# What do you guys think?



## Camoevo (Sep 30, 2010)

I noticed that we all seem to be buying things from all diffrent types of vendors.

I was think abount doing a group buy on items. I belong to a car forum and we all have the same type of car and would approach diffrent vendors and ask them if we buy in bulk if they would give a larger discount. I think this could work for us. If you have never done this before. What happens is that you order from the vendor direct and give them our forum site as the lead. If you like i can try to contact some diffrent vendors and see what we can get. This has worked very well with my car stuff i would save hundreds of dollars on some items because we bought them bulk size. 
thanks

I have a few questions tho.
1. How many members do we have?
2. how many would be interested in getting better deals on stuff?


----------



## The_Blob (Dec 24, 2008)

it's a GREAT thought :2thumb: but idk how practical it would be, especially for the _stealth preppers_ amongst us :sssh:

also, many of us have direct buying capabilities and/or suppliers as is

*don't* let me dissuade you though, I think that if you can start small and still get discounts *reliably* then it would be that much easier to expand your group *and* your group-buying-power

good luck! :congrat:


----------



## HozayBuck (Jan 27, 2010)

I've been involved in a couple of them and it didn't work out..the last one was a big group ammo buy.. we bought South African 308 ammo... what we got was from India and in my 308 heavy bbl with accutrigger and a good scope grouped 3 inches tops.... 

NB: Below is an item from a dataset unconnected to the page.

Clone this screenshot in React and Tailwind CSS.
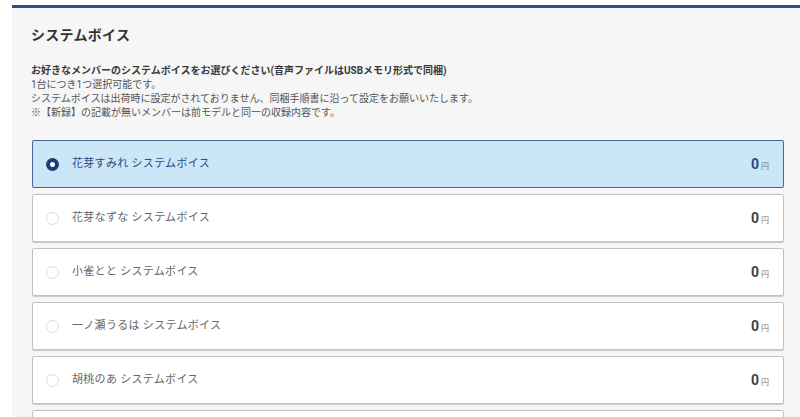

At 25 yards!!!... this rifle has made 400 + yard kills on deer with no trouble.. this ammo was bad stuff.. and I had 2000 rounds of this stuff... and no reason given as to the switch... so...

But. I agree with Blob, by all means go for it and I hope it works out for yawl!!...


----------



## gypsysue (Mar 27, 2010)

We have a buying co-op in a nearby town which requires a minimum order. Normally between everyone, the minimum is hit each month. 

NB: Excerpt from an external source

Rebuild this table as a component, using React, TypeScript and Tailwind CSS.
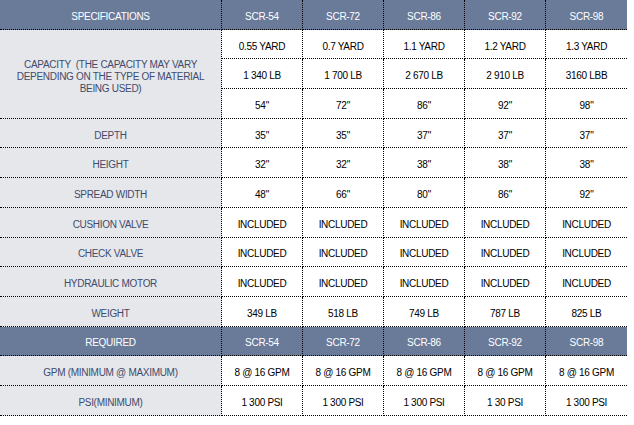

There's a certain day per month everyone's order has to be in (first Tuesday), and the order is consolidated and placed the next day. About a week later, our stuff is delivered to one location, where it is sorted according to who ordered what. 

No one seems to notice or care what anyone else orders. As far as anyone who matters...even if you're paying cash, you never know who might be taking notice...or not.


----------



## ZoomZoom (Dec 18, 2009)

Camoevo - start one for us to give us a taste.


----------



## Camoevo (Sep 30, 2010)

well like the surplus store i go to. all the stuff is drop shipped to you and you actually order it your self. so i never get involed other than telling you if we have had enough people to get the deal. As far as ammo to many laws against it. I was think about the volcano stove or some other reputable stuff. even foods ans so forth.


----------



## jeepshots (Nov 6, 2008)

Sounds interesting. i'll be following this thread...


----------



## goose (Jun 12, 2010)

One of the things I'd hoped to find at some point is a more cost-effective way to buy mylar bags and O2 absorbers. Buy 'em in big bulk and pass savings on to group buy members.

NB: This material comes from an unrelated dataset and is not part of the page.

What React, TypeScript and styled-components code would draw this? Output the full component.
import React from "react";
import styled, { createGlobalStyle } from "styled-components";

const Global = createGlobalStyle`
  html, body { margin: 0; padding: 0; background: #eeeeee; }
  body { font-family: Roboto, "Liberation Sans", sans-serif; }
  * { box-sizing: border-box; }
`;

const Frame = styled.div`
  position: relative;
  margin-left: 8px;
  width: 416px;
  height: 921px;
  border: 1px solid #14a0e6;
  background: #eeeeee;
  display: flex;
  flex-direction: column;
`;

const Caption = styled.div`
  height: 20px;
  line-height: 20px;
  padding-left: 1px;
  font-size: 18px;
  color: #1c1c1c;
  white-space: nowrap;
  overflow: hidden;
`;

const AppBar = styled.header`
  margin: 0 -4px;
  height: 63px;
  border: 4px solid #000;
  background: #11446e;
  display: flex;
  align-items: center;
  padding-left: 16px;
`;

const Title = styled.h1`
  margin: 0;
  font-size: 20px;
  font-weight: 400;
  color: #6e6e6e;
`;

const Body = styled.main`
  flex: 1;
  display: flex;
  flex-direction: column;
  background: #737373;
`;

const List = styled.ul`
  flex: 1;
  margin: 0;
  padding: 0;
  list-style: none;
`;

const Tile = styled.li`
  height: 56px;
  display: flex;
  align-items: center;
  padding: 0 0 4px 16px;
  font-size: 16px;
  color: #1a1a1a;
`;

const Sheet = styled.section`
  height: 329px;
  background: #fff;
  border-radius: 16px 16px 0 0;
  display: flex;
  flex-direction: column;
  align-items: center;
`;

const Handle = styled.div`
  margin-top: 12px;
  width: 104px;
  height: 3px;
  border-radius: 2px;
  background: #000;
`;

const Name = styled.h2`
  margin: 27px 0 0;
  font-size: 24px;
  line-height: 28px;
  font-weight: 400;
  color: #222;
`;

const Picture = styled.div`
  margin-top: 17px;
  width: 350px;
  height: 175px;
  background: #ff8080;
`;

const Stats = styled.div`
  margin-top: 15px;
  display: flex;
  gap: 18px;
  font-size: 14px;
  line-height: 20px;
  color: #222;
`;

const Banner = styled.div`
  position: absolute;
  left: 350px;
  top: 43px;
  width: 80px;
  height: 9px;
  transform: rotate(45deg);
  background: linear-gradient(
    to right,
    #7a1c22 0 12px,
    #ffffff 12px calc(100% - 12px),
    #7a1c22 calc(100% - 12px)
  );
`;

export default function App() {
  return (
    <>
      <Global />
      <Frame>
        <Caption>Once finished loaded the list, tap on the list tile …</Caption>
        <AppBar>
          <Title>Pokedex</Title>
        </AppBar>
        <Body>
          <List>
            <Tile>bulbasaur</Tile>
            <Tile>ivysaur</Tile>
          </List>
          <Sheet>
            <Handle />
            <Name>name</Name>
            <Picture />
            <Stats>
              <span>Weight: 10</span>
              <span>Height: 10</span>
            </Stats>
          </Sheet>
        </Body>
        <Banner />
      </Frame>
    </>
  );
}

There are certain long-term storage foods I'd like to have, like canned butter, clarified butter, dried eggs, and so on. It's pricey to buy that stuff as an individual; maybe a group buy could get costs on things like that down to a more reasonable level.


----------



## Camoevo (Sep 30, 2010)

if you guys tell me what you want and who makes it ill do the foot work to try and get us deals.


----------



## Clarice (Aug 19, 2010)

I would love to get in on a group buy. Anyone in the south east part of the USA interested.


----------



## 101airborne (Jan 29, 2010)

Some other forums have advitisers that give discounts to forum members who mention it when ordering. They work so-so, Other times It's a "buyers club" type thing and more often than not the available items are not what you want/need. Not to say it would not work here You could give it a try One place that give discounts for large purchases is wisefoods.com you could contact Tony there and see what he has to offer. May be a start. If you get something going I'd be interested in participating.


----------



## gypsysue (Mar 27, 2010)

I'd be interested, if something comes up we need or want to add to our preps. Shipping the things to each of us could get pricey, though. Clarice has the right idea, maybe regional ordering? Wish more of you guys were closer to us!


----------



## The_Blob (Dec 24, 2008)

gypsysue said:


> I'd be interested, if something comes up we need or want to add to our preps. Shipping the things to each of us could get pricey, though. Clarice has the right idea, maybe regional ordering? Wish more of you guys were closer to us!


you can usually get much cheaper shipping, especially on larger orders (whole palets) if you get it dropped off at a nearby delivery distribution center, that's what I do for many orders & the shipping is less than half.


----------